Your supervisor will be invited to attend your viva examination, unless you request otherwise; you must indicate this on your examination entry form. Your supervisor does not have the right to participate in the viva examination but may contribute if invited to do so by the examiners.
The examiners will expect you to:
- show a critical analysis of your own work and of that of others
- appreciate the limitations of the methods employed and the results obtained by yourself and others
- understand how the broad conclusions of your thesis support, add to or conflict with previous work
- know the major concepts and recent developments in your subject
There is no formal procedure laid down for the conduct of the viva examination. Some examiners prefer to work through the thesis in the order in which it is written. Other examiners prefer to discuss topics. Very few examiners will perform a page by page criticism. You may be asked to prepare a presentation of your work in a suitable format.
You are not expected to know your thesis by heart, but to refer to the appropriate page when the examiners wish to discuss a specific point. Please ensure that you bring to the viva examination a copy of your thesis paginated in the same way as the copies you have submitted to the Research Degree Examinations Office.
You should not simply answer 'yes' or 'no' to questions nor give a prepared exposition. Try to answer the question as it is put, remembering that you are engaged in an academic conversation.
Be prepared to justify your ideas and conclusions. If the examiners challenge your interpretation but you feel that your case is a good one, muster your arguments and be willing to present your case firmly but courteously. However, if the examiners have identified a genuine weakness, concede the point gracefully. Even if you feel the examiners are unreasonably critical do not become argumentative or allow the discussion to become heated. You can agree to differ and to reconsider the point. If you make any comments to your examiners which put them under moral pressure, for example alluding to what will happen if they fail you, or if you offer any incentive to your examiners to pass you, they must terminate the examination and report to the Chair of the Research Degrees Committee via Research Degrees in Student and Registry Services.
Outcome of the examination
The following are the three most often received results and the subsequent procedures.
We will email you with reports from your examiners, copied to your supervisor, instructing you to submit the following documents:
- one final soft-bound copy of your thesis (to the Student Centre)
- the electronic copy of your thesis
- thesis deposit agreement form
The electronic copy of your thesis and thesis deposit agreement form should be deposited to the Library via UCL's Research Publications Service. Please make sure that you remove, or blank out, all personal identifiers such as signatures, addresses and telephone numbers from the e-thesis. Any photographs that you have taken should not show identifiable individuals without their permission and any you have taken of children should mask their faces. If you have any queries regarding this aspect of the process, please contact the Library directly.
Read the Electronic Theses: UCL Guidelines
Once you have submitted these, we will send a letter containing the confirmation of award and your reports to your contact address you have recorded on Portico.

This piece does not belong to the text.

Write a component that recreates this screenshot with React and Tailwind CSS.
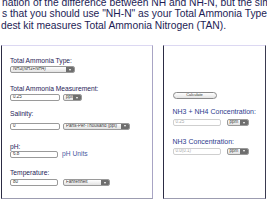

The degree certificate will follow between two to four months after the official award date.
In the case of an examination for the EngD and MPhilStud, the award of these degrees are also conditional upon students passing all taught elements of their programme of study. The modules should be entered on to Portico by the Department and confirmation these elements have been completed will be passed from the Examinations Department to Research Degrees.
This is by far the most common result received from the examiners.

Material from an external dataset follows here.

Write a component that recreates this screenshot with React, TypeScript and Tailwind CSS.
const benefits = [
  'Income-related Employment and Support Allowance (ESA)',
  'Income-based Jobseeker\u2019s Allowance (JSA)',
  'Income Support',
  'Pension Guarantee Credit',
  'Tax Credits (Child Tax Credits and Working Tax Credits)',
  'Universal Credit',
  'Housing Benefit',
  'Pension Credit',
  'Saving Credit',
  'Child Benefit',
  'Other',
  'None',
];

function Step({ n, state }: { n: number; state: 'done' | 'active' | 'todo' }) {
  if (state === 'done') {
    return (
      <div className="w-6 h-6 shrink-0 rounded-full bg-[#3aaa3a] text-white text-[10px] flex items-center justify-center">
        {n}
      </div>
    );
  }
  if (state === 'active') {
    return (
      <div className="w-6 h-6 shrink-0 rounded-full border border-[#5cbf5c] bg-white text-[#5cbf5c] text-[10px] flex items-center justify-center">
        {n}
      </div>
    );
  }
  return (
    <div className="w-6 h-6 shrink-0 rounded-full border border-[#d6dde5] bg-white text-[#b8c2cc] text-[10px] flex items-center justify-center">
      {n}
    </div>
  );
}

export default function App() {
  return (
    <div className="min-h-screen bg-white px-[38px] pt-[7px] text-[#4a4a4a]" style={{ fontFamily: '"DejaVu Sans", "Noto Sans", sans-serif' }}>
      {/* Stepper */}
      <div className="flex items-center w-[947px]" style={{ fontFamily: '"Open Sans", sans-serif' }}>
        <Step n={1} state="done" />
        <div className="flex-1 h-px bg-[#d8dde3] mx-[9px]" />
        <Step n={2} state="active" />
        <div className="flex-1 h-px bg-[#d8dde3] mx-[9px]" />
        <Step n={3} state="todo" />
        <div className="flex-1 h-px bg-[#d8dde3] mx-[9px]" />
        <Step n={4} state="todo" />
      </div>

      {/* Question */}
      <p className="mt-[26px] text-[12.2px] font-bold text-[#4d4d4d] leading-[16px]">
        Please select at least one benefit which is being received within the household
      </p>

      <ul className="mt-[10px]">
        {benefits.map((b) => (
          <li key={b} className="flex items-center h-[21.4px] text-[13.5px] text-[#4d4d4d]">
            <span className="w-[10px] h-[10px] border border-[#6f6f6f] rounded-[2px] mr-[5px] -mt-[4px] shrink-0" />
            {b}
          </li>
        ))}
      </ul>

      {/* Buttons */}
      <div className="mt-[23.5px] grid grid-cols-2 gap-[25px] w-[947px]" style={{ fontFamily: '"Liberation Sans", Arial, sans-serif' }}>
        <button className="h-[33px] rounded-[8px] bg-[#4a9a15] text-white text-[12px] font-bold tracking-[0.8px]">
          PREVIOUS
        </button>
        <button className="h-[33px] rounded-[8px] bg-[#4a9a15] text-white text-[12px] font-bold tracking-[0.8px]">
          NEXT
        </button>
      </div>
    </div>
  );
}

We will email you with reports from your examiners, copied to your supervisor and Faculty Graduate Tutor. The 3 month deadline to submit your corrections officially starts from the date of this letter, which will also indicate the name of the person designated to check your corrections. This deadline is for you to submit the corrections to the designated checker, and not to submit the final copy of your thesis.

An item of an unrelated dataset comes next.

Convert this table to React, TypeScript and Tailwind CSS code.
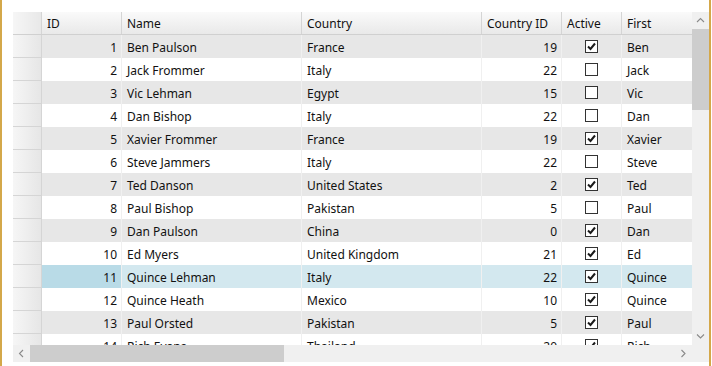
import React from "react";

type Row = [number, string, string, number, boolean, string];

const rows: Row[] = [
  [1, "Ben Paulson", "France", 19, true, "Ben"],
  [2, "Jack Frommer", "Italy", 22, false, "Jack"],
  [3, "Vic Lehman", "Egypt", 15, false, "Vic"],
  [4, "Dan Bishop", "Italy", 22, false, "Dan"],
  [5, "Xavier Frommer", "France", 19, true, "Xavier"],
  [6, "Steve Jammers", "Italy", 22, false, "Steve"],
  [7, "Ted Danson", "United States", 2, true, "Ted"],
  [8, "Paul Bishop", "Pakistan", 5, false, "Paul"],
  [9, "Dan Paulson", "China", 0, true, "Dan"],
  [10, "Ed Myers", "United Kingdom", 21, true, "Ed"],
  [11, "Quince Lehman", "Italy", 22, true, "Quince"],
  [12, "Quince Heath", "Mexico", 10, true, "Quince"],
  [13, "Paul Orsted", "Pakistan", 5, true, "Paul"],
  [14, "Rich Evans", "Thailand", 20, true, "Rich"],
];

const SELECTED = 11;

function CheckBox({ checked }: { checked: boolean }) {
  return (
    <div className="flex h-[13px] w-[13px] items-center justify-center border border-[#333333] bg-white">
      {checked && (
        <svg width="9" height="9" viewBox="0 0 9 9">
          <path d="M1 4.5 L3.5 7 L8 1.5" fill="none" stroke="#1a1a1a" strokeWidth="2" />
        </svg>
      )}
    </div>
  );
}

function Chevron({ dir }: { dir: "up" | "down" | "left" | "right" }) {
  const d = {
    up: "M1 5 L4.5 1.5 L8 5",
    down: "M1 1.5 L4.5 5 L8 1.5",
    left: "M5 1 L1.5 4.5 L5 8",
    right: "M1.5 1 L5 4.5 L1.5 8",
  }[dir];
  const vertical = dir === "up" || dir === "down";
  return (
    <svg width={vertical ? 9 : 7} height={vertical ? 7 : 9} viewBox={vertical ? "0 0 9 7" : "0 0 7 9"}>
      <path d={d} fill="none" stroke="#8a8a8a" strokeWidth="1.1" />
    </svg>
  );
}

function HeaderCell({ w, label, last }: { w: string; label: string; last?: boolean }) {
  return (
    <div className={`${w} flex shrink-0 items-center pl-[5px] pt-[2px] ${last ? "" : "border-r border-[#d5d5d5]"}`}>
      {label}
    </div>
  );
}

export default function App() {
  return (
    <div
      className="flex h-[366px] w-[712px] overflow-hidden bg-white text-[12px] text-[#111]"
      style={{ fontFamily: '"Segoe UI", "Noto Sans", sans-serif' }}
    >
      <div className="w-[2px] shrink-0 bg-[#d4a84a]" />
      <div className="flex w-[707px] shrink-0 flex-col pl-[11px] pt-[12px]">
        <div className="flex h-[333px]">
          {/* grid body */}
          <div className="w-[679px] overflow-hidden">
            <div className="flex h-[23px] border-b border-[#d0d0d0] bg-linear-to-b from-[#fafafa] to-[#e9e9e9]">
              <div className="w-[29px] shrink-0 border-r border-[#d5d5d5] bg-linear-to-r from-[#f6f6f6] to-[#e8e8e8]" />
              <HeaderCell w="w-[80px]" label="ID" />
              <HeaderCell w="w-[180px]" label="Name" />
              <HeaderCell w="w-[180px]" label="Country" />
              <HeaderCell w="w-[80px]" label="Country ID" />
              <HeaderCell w="w-[60px]" label="Active" />
              <HeaderCell w="w-[70px]" label="First" last />
            </div>
            {rows.map(([id, name, country, cid, active, first]) => {
              const sel = id === SELECTED;
              const bg = sel ? "bg-[#d3e8ef]" : id % 2 === 1 ? "bg-[#e7e7e7]" : "bg-white";
              return (
                <div key={id} className={`flex h-[23px] ${bg}`}>
                  <div className="w-[29px] shrink-0 border-b border-r border-[#d5d5d5] bg-linear-to-r from-[#f6f6f6] to-[#e6e6e6]" />
                  <div
                    className={`flex w-[80px] shrink-0 items-center justify-end border-r border-[#f0f0f0] pr-[4px] pt-[2px] ${
                      sel ? "bg-[#b9dbe7]" : ""
                    }`}
                  >
                    {id}
                  </div>
                  <div className="flex w-[180px] shrink-0 items-center border-r border-[#f0f0f0] pl-[5px] pt-[2px]">
                    {name}
                  </div>
                  <div className="flex w-[180px] shrink-0 items-center border-r border-[#f0f0f0] pl-[5px] pt-[2px]">
                    {country}
                  </div>
                  <div className="flex w-[80px] shrink-0 items-center justify-end border-r border-[#f0f0f0] pr-[4px] pt-[2px]">
                    {cid}
                  </div>
                  <div className="flex w-[60px] shrink-0 items-center justify-center border-r border-[#f0f0f0]">
                    <CheckBox checked={active} />
                  </div>
                  <div className="flex w-[70px] shrink-0 items-center pl-[5px] pt-[2px]">{first}</div>
                </div>
              );
            })}
          </div>
          {/* vertical scrollbar */}
          <div className="flex w-[17px] shrink-0 flex-col bg-[#f0f0f0]">
            <div className="flex h-[17px] items-center justify-center">
              <Chevron dir="up" />
            </div>
            <div className="h-[81px] bg-[#cdcdcd]" />
            <div className="flex-1" />
            <div className="flex h-[17px] items-center justify-center">
              <Chevron dir="down" />
            </div>
          </div>
        </div>
        {/* horizontal scrollbar */}
        <div className="flex h-[17px]">
          <div className="flex w-[679px] bg-[#f0f0f0]">
            <div className="flex w-[17px] items-center justify-center">
              <Chevron dir="left" />
            </div>
            <div className="w-[254px] bg-[#cdcdcd]" />
            <div className="flex-1" />
            <div className="flex w-[17px] items-center justify-center">
              <Chevron dir="right" />
            </div>
          </div>
          <div className="w-[17px] bg-[#f0f0f0]" />
        </div>
      </div>
      <div className="w-[2px] shrink-0 bg-[#d4a84a]" />
    </div>
  );
}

The examiners will normally return their copies of the thesis to you at time of the viva, so it is likely you will already be aware of what amendments are required. The designated checker should inform you of the format he/she expects to receive the corrections, although normally this will be in electronic format.
Once the corrections have been submitted, the checker will inform UCL they are satisfied these have been successfully carried out. This is usually this done by sending an email to Research Degrees.
Once this has been received we will follow the procedure for a pass result.
18 Month Resubmission
We will email you with reports from your examiners, copied to your supervisor, Departmental Graduate Tutor and Faculty Graduate Tutor. The 18 month deadline officially starts from the date of this letter.
Unlike the 3 month corrections, where 1 person checks the amendments, resubmission requires you to re-enter for the examination and submit 2 copies of your thesis for forwarding to the examiners.
It is likely that your examiners will usually have returned their annotated copies of the thesis to you at the viva and therefore you may already be aware of the work required.
Once you have completed the corrections, your supervisor should confirm by email that the examiners are still willing to act and provide their current contact details. This is to avoid the thesis from being sent out incorrectly. We will then send an email to your supervisor and examiners reconfirming their appointment and enclosing the relevant forms.
You will need to follow the following procedures:
- submit a new exam entry form to Research Degrees at least 2 weeks prior to the expected submission of the thesis
- submit 2 soft-bound copies of your thesis to the Student Centre which will then be despatched to the examiners
If the examiners have requested a second viva, your supervisor will arrange this. In these circumstances, the procedure will follow that of a typical research degree examination.
If a further viva is not required, your examiners are only required to submit a joint report. They cannot award another 18 month resubmission, but can allow 3 months minor corrections.
Once the reports are received we will follow the procedure for either the pass or 3 month corrections result.
If the result falls outside the above descriptions, we will email you detailing the procedure you will need to follow.
If you are submitting your thesis as a non-registered student you may have to pay a submission extension fee.
If you do not submit your thesis by the end of your period of completing research status, your registration as a student will end. At this point you will need to apply for permission to submit your thesis. Your supervisor will need to support this request by completing the suspension of regulations form, giving the reasons for your late submission and the date by which you intend to submit your thesis. This should be emailed to the Research Degrees section.
Download the suspension of regulation request form
If approved, you will be liable for the submission extension fee as given in the table below.
Submission Extension Fees for Session 2016-17
|Extension Length||Extension Fee|
|Up to 3 months||£590|
|From 4 to 6 months||£1,190|
|From 7 to 9 months||£1,780|
|10 months upwards||£2,380|
Submission Extension Fees for Session 2017-18
|Extension Length||Extension Fee|
|Up to 3 months||£610|
|From 4 to 6 months||£1,220|
|From 7 to 9 months||£1,840|
|10 months upwards||£2,450|
You will be sent an invoice for the submission extension fee once your thesis has been submitted. In all cases the result of your examination will be withheld until the payment has been made.